Crypto EDU

Non-Fungible Tokens

  • August 16, 2021
  • Expert
  • cryptocurrency
  • ethereum
NFT Animation Delivery (0-00-03-01)

Non-fungible tokens, or NFTs, have quickly become one of the most popular crypto-asset classes, thanks to a string of recent marquee sales. But what are they exactly? If something is fungible, that means that it can be exchanged or replaced with an identical item with no loss of value. For example, dollar bills, barrels of oil, pork bellies, and Bitcoins are all fungible goods. One is worth the same as any other. If something is non-fungible, however, it is unique—like a work of art or an autographed baseball. And then token, in a crypto context, means something is an unalterable unit of data that exists on a blockchain. Put that all together and a non-fungible token is a crypto asset that cannot be replicated. 

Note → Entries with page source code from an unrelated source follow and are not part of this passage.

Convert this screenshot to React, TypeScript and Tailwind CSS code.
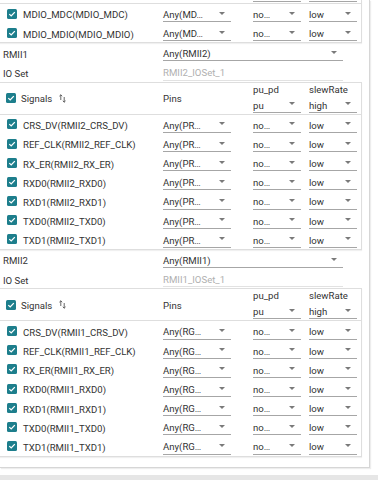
type SelectProps = { value: string; w: string; disabled?: boolean };

function Caret() {
  return (
    <svg width="6" height="3" viewBox="0 0 6 3" className="shrink-0">
      <path d="M0 0H6L3 3Z" fill="#7a7a7a" />
    </svg>
  );
}

function Check() {
  return (
    <span className="flex h-[10px] w-[10px] shrink-0 items-center justify-center rounded-[1.5px] bg-[#1d7e8c]">
      <svg width="8" height="8" viewBox="0 0 8 8">
        <path d="M1.3 4.1 L3.2 5.9 L6.8 2.1" fill="none" stroke="#fff" strokeWidth="1.3" />
      </svg>
    </span>
  );
}

function SortIcon() {
  return (
    <svg width="7" height="9" viewBox="0 0 7 9" className="shrink-0">
      <path d="M1.8 6V0.8M0.4 2.2L1.8 0.8L3.2 2.2" fill="none" stroke="#555" strokeWidth="0.9" />
      <path d="M5.2 3V8.2M3.8 6.8L5.2 8.2L6.6 6.8" fill="none" stroke="#555" strokeWidth="0.9" />
    </svg>
  );
}

function Select({ value, w, disabled }: SelectProps) {
  return (
    <div
      className={`flex h-[17px] items-center justify-between pr-[6px] border-b ${w} ${
        disabled ? 'border-[#e2e2e2] text-[#b0b0b0]' : 'border-[#a6a6a6]'
      }`}
    >
      <span className="whitespace-nowrap pt-[4px]">{value}</span>
      {!disabled && <Caret />}
    </div>
  );
}

function HeaderRow() {
  return (
    <div className="flex h-[32px] border-b border-[#dedede]">
      <div className="flex w-[163px] items-center gap-[5px] pl-[6px]">
        <Check />
        <span className="pt-[2px]">Signals</span>
        <span className="ml-[2px]">
          <SortIcon />
        </span>
      </div>
      <div className="flex w-[90px] items-center pt-[2px]">Pins</div>
      <div className="flex w-[56px] flex-col">
        <div className="h-[11px] pt-[1px] leading-[11px]">pu_pd</div>
        <div className="mt-[2px]">
          <Select value="pu" w="w-[48px]" />
        </div>
      </div>
      <div className="flex flex-col">
        <div className="h-[11px] pt-[1px] leading-[11px]">slewRate</div>
        <div className="mt-[2px]">
          <Select value="high" w="w-[48px]" />
        </div>
      </div>
    </div>
  );
}

// header of a table that has scrolled out of view: only the underline ends show
function ScrolledHeader() {
  return (
    <div className="flex h-[4px] border-b border-[#dedede]">
      <div className="w-[253px]" />
      <div className="w-[56px]">
        <div className="h-[2px] w-[48px] border-b border-[#a6a6a6]" />
      </div>
      <div className="h-[2px] w-[48px] border-b border-[#a6a6a6]" />
    </div>
  );
}

function SignalRow({ name, pin }: { name: string; pin: string }) {
  return (
    <div className="flex h-[19.2px] items-center">
      <div className="flex w-[163px] items-center gap-[6px] pl-[7px]">
        <Check />
        <span className="whitespace-nowrap pt-[4px]">{name}</span>
      </div>
      <div className="w-[90px]">
        <Select value={pin} w="w-[68px]" />
      </div>
      <div className="w-[56px]">
        <Select value="no…" w="w-[48px]" />
      </div>
      <Select value="low" w="w-[48px]" />
    </div>
  );
}

function SignalTable({ rows, pin, scrolled }: { rows: string[]; pin: string; scrolled?: boolean }) {
  return (
    <div
      className={`-ml-px w-[363px] border-x border-b border-[#dedede] shadow-[0_1px_1px_rgba(0,0,0,0.06)] ${
        scrolled ? '' : 'border-t'
      }`}
    >
      {scrolled ? <ScrolledHeader /> : <HeaderRow />}
      {rows.map((r) => (
        <SignalRow key={r} name={r} pin={pin} />
      ))}
    </div>
  );
}

function Section({ label, value, ioSet }: { label: string; value: string; ioSet: string }) {
  return (
    <div className="flex flex-col">
      <div className="flex h-[19.2px] items-center">
        <div className="w-[163px] pl-[3px] pt-[4px]">{label}</div>
        <Select value={value} w="w-[180px]" />
      </div>
      <div className="flex h-[19.2px] items-center">
        <div className="w-[163px] pl-[3px] pt-[4px]">IO Set</div>
        <Select value={ioSet} w="w-[180px]" disabled />
      </div>
    </div>
  );
}

const sigs = (p: string) => [
  `CRS_DV(${p}_CRS_DV)`,
  `REF_CLK(${p}_REF_CLK)`,
  `RX_ER(${p}_RX_ER)`,
  `RXD0(${p}_RXD0)`,
  `RXD1(${p}_RXD1)`,
  `TXD0(${p}_TXD0)`,
  `TXD1(${p}_TXD1)`,
];

export default function App() {
  return (
    <div className="flex h-[480px] w-[378px] flex-col justify-between overflow-hidden bg-white font-['Roboto',sans-serif] text-[9.6px] text-[#333]">
      <div className="h-[468px] w-[370px] overflow-hidden border-r border-b border-[#d6d6d6] shadow-[1px_1px_1px_rgba(0,0,0,0.07)]">
        <div className="flex flex-col">
          <SignalTable rows={['MDIO_MDC(MDIO_MDC)', 'MDIO_MDIO(MDIO_MDIO)']} pin="Any(MD…" scrolled />
          <Section label="RMII1" value="Any(RMII2)" ioSet="RMII2_IOSet_1" />
          <SignalTable rows={sigs('RMII2')} pin="Any(PR…" />
          <Section label="RMII2" value="Any(RMII1)" ioSet="RMII1_IOSet_1" />
          <SignalTable rows={sigs('RMII1')} pin="Any(RG…" />
        </div>
      </div>
      <div className="h-[5px] bg-[#e6e6e6]" />
    </div>
  );
}
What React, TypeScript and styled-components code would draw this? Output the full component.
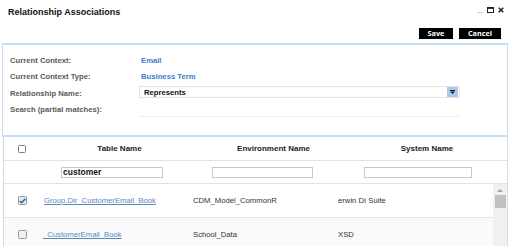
import React from "react";
import styled, { createGlobalStyle } from "styled-components";

const Global = createGlobalStyle`
  html, body { margin: 0; padding: 0; background: #fff; }
  body { font-family: "Liberation Sans", Arial, sans-serif; }
  * { box-sizing: border-box; }
`;

const Dialog = styled.div`
  width: 511px;
  height: 246px;
  overflow: hidden;
  display: flex;
  flex-direction: column;
  background: #fff;
`;

const TitleBar = styled.div`
  height: 24px;
  display: flex;
  align-items: center;
  justify-content: space-between;
  padding: 0 7px 0 8px;
`;

const Title = styled.h1`
  margin: 0;
  font-size: 9px;
  font-weight: bold;
  color: #111;
  line-height: 1;
`;

const WindowControls = styled.div`
  display: flex;
  align-items: center;
  gap: 4px;
  margin-top: -4px;
`;

const Toolbar = styled.div`
  height: 19px;
  display: flex;
  justify-content: flex-end;
  align-items: flex-start;
  gap: 6px;
  padding: 4px 10px 0 0;
`;

const BlackButton = styled.button<{ $w: number }>`
  width: ${(p) => p.$w}px;
  height: 11px;
  padding: 0;
  border: none;
  background: #000;
  color: #fff;
  font-family: "Open Sans", "Liberation Sans", sans-serif;
  font-weight: bold;
  font-size: 7.3px;
  line-height: 11px;
  cursor: pointer;
`;

const Panel = styled.section`
  margin: 0 3px 0 2px;
  height: 94px;
  border-style: solid;
  border-color: #c9def2;
  border-width: 2px 1px 2px 1px;
`;

const FormGrid = styled.div`
  display: grid;
  grid-template-columns: 129px 321px;
  grid-auto-rows: 16.5px;
  padding: 7px 0 0 7px;
`;

const Label = styled.div`
  align-self: center;
  font-size: 7.7px;
  font-weight: bold;
  color: #5a5a5a;
`;

const Value = styled.div`
  align-self: center;
  padding-left: 2px;
  font-size: 7.7px;
  font-weight: bold;
  color: #3a7dcf;
`;

const Select = styled.div`
  align-self: start;
  margin-top: 1px;
  height: 12px;
  border: 1px solid #e3e3e3;
  display: flex;
  align-items: center;
  padding-left: 4px;
  font-size: 7.7px;
  font-weight: bold;
  color: #111;
`;

const DropButton = styled.span`
  margin-left: auto;
  margin-right: 1px;
  width: 11px;
  height: 10px;
  background: #a8c8ef;
  display: flex;
  align-items: center;
  justify-content: center;
`;

const SearchBox = styled.div`
  align-self: start;
  height: 15.5px;
  border-bottom: 1px solid #eeeeee;
`;

const Table = styled.div`
  flex: 1;
  margin: 0 3px 0 3px;
  border-left: 1px solid #d9d9d9;
  border-right: 1px solid #dedede;
  display: flex;
  flex-direction: column;
  min-height: 0;
`;

const HeadRow = styled.div<{ $h: number }>`
  height: ${(p) => p.$h}px;
  display: grid;
  grid-template-columns: 36px 145px 148px 1fr;
  align-items: center;
  border-bottom: 1px solid #e2e2e2;
`;

const HeadCell = styled.div<{ $pad?: number }>`
  text-align: center;
  padding-left: ${(p) => p.$pad ?? 0}px;
  font-size: 8px;
  font-weight: bold;
  color: #222;
`;

const CenterCell = styled.div`
  display: flex;
  justify-content: center;
  align-items: center;
`;

const FilterCell = styled.div<{ $left: number }>`
  padding-left: ${(p) => p.$left}px;
  display: flex;
  align-items: center;
`;

const FilterInput = styled.div<{ $w: number }>`
  width: ${(p) => p.$w}px;
  height: 11px;
  border: 1px solid #c9c9c9;
  padding-left: 1px;
  font-size: 8.5px;
  font-weight: bold;
  color: #111;
  line-height: 9px;
`;

const Body = styled.div`
  flex: 1;
  display: flex;
  min-height: 0;
`;

const Rows = styled.div`
  flex: 1;
  display: flex;
  flex-direction: column;
`;

const Row = styled.div<{ $muted?: boolean }>`
  height: 34px;
  flex-shrink: 0;
  display: grid;
  grid-template-columns: 36px 145px 148px 1fr;
  align-items: center;
  border-bottom: 1px solid #dfe7f0;
  background: ${(p) => (p.$muted ? "#fafafa" : "#fff")};
`;

const Cell = styled.div<{ $pad: number }>`
  padding-left: ${(p) => p.$pad}px;
  font-size: 7.7px;
  color: #333;
  white-space: nowrap;
`;

const Link = styled.a`
  color: #5b86be;
  text-decoration: underline;
  font-size: 7.7px;
  cursor: pointer;
`;

const ScrollTrack = styled.div`
  width: 14px;
  background: #f0f0f0;
  display: flex;
  flex-direction: column;
  align-items: center;
  padding-top: 5px;
`;

const ScrollThumb = styled.div`
  width: 11px;
  height: 13px;
  margin-top: 3px;
  margin-left: 1px;
  background: #c1c1c1;
`;

const Box = styled.span<{ $size: number; $fill: string; $border: string }>`
  width: ${(p) => p.$size}px;
  height: ${(p) => p.$size}px;
  border: 1px solid ${(p) => p.$border};
  border-radius: 1.5px;
  background: ${(p) => p.$fill};
  display: inline-flex;
  align-items: center;
  justify-content: center;
`;

function Checkbox({ size, checked, fill = "#fff", border = "#7d7d7d" }: { size: number; checked?: boolean; fill?: string; border?: string }) {
  return (
    <Box $size={size} $fill={checked ? "#e4ebf3" : fill} $border={checked ? "#8b9bb0" : border}>
      {checked && (
        <svg width="7" height="6" viewBox="0 0 7 6">
          <path d="M0.8 3 L2.7 4.8 L6.3 0.8" fill="none" stroke="#3d5f8f" strokeWidth="1.5" />
        </svg>
      )}
    </Box>
  );
}

export default function App() {
  return (
    <>
      <Global />
      <Dialog>
        <TitleBar>
          <Title>Relationship Associations</Title>
          <WindowControls>
            <svg width="6" height="6" viewBox="0 0 6 6">
              <line x1="0" y1="5.5" x2="6" y2="5.5" stroke="#d4d4d4" strokeWidth="1" />
            </svg>
            <svg width="7" height="6" viewBox="0 0 7 6">
              <rect x="0.5" y="0.5" width="6" height="5" fill="none" stroke="#222" strokeWidth="1" />
              <line x1="0" y1="1.2" x2="7" y2="1.2" stroke="#222" strokeWidth="1.4" />
            </svg>
            <svg width="6" height="6" viewBox="0 0 6 6">
              <path d="M0.7 0.7 L5.3 5.3 M5.3 0.7 L0.7 5.3" stroke="#222" strokeWidth="1.5" />
            </svg>
          </WindowControls>
        </TitleBar>
        <Toolbar>
          <BlackButton $w={34}>Save</BlackButton>
          <BlackButton $w={42}>Cancel</BlackButton>
        </Toolbar>
        <Panel>
          <FormGrid>
            <Label>Current Context:</Label>
            <Value>Email</Value>
            <Label>Current Context Type:</Label>
            <Value>Business Term</Value>
            <Label>Relationship Name:</Label>
            <Select>
              Represents
              <DropButton>
                <svg width="5" height="4" viewBox="0 0 5 4">
                  <rect x="0" y="0" width="5" height="1" fill="#1a1a1a" />
                  <path d="M0 1.5 L5 1.5 L2.5 4 Z" fill="#1a1a1a" />
                </svg>
              </DropButton>
            </Select>
            <Label>Search (partial matches):</Label>
            <SearchBox />
          </FormGrid>
        </Panel>
        <Table>
          <HeadRow $h={24}>
            <CenterCell>
              <Checkbox size={8} />
            </CenterCell>
            <HeadCell $pad={14}>Table Name</HeadCell>
            <HeadCell $pad={29}>Environment Name</HeadCell>
            <HeadCell $pad={14}>System Name</HeadCell>
          </HeadRow>
          <HeadRow $h={23}>
            <div />
            <FilterCell $left={21}>
              <FilterInput $w={102}>customer</FilterInput>
            </FilterCell>
            <FilterCell $left={27}>
              <FilterInput $w={101} />
            </FilterCell>
            <FilterCell $left={31}>
              <FilterInput $w={108} />
            </FilterCell>
          </HeadRow>
          <Body>
            <Rows>
              <Row>
                <CenterCell>
                  <Checkbox size={9} checked />
                </CenterCell>
                <Cell $pad={4}>
                  <Link>Group.Dir_CustomerEmail_Book</Link>
                </Cell>
                <Cell $pad={8}>CDM_Model_CommonR</Cell>
                <Cell $pad={5}>erwin DI Suite</Cell>
              </Row>
              <Row $muted>
                <CenterCell>
                  <Checkbox size={9} fill="#efefef" border="#9a9a9a" />
                </CenterCell>
                <Cell $pad={3}>
                  <Link>_CustomerEmail_Book</Link>
                </Cell>
                <Cell $pad={8}>School_Data</Cell>
                <Cell $pad={5}>XSD</Cell>
              </Row>
            </Rows>
            <ScrollTrack>
              <svg width="6" height="3" viewBox="0 0 6 3">
                <path d="M0 3 L3 0 L6 3 Z" fill="#a3a3a3" />
              </svg>
              <ScrollThumb />
            </ScrollTrack>
          </Body>
        </Table>
      </Dialog>
    </>
  );
}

These new digital collectibles represent something of a paradigm shift. Before NFTs, works created digitally and posted online, like a JPG or a video, could be easily copied and shared. While you could own the copyright, it wasn’t possible to own the work itself the way you can own a sculpture or a painting. With NFTs, you don’t own the copyright, but you do own the bragging rights—and you can sell them whenever you want to. NFTs serve not only as a certificate of authenticity and ownership but also as a store of value and an investment. 

If you’ve heard of NFTs, you know that the market for them has skyrocketed recently. Famous memes, cartoon kittens, and other digital works that don’t conform to traditional notions of fine art are selling for hundreds of thousands of dollars, even millions. In March, Sotheby’s auctioned off the NFT for a mosaic of JPEGs by the digital artist known as Beeple. It sold for $69 million. After that, it seemed as if anything and everything could be tokenized. Twitter founder Jack Dorsey sold an NFT of his first-ever tweet for $2.9 million. A Lebron James dunk sold for $208,000. A Grimes video sold for almost $389,000. Even Lindsay Lohan got involved, selling a picture of her wearing a lightning-bolt earring for $50,000.

Why pay for something that everyone else can also have a copy of? It helps to think of an NFT like a game-worn jersey. Anyone can go to Champs and buy a Lebron jersey, but only one person can own the one he won his first championship in. They may look the same, but they are definitely not the same. NFTs are the digital version of that.

NFTs have practical applications as well. They can be used to represent physical assets like a vintage car, a house, a rare wine, or a painting. They can also be subdivided, allowing multiple people to own a stake in whatever asset the NFT represents. Once such assets have been tokenized, it also becomes possible to trace their sequence of ownership. Along with guaranteeing an item’s authenticity, the technology can also allow the originators of an asset—for example an artist or a vintner—to earn a percentage of the resale price. 

Why should you care about NFTs?

Because artists (and others) care about NFTs and the digital ownership rights that they create. The technology allows them to retain investment in their work even after it’s been sold. That extra control makes NFTs much more appealing than a simple one-off sale.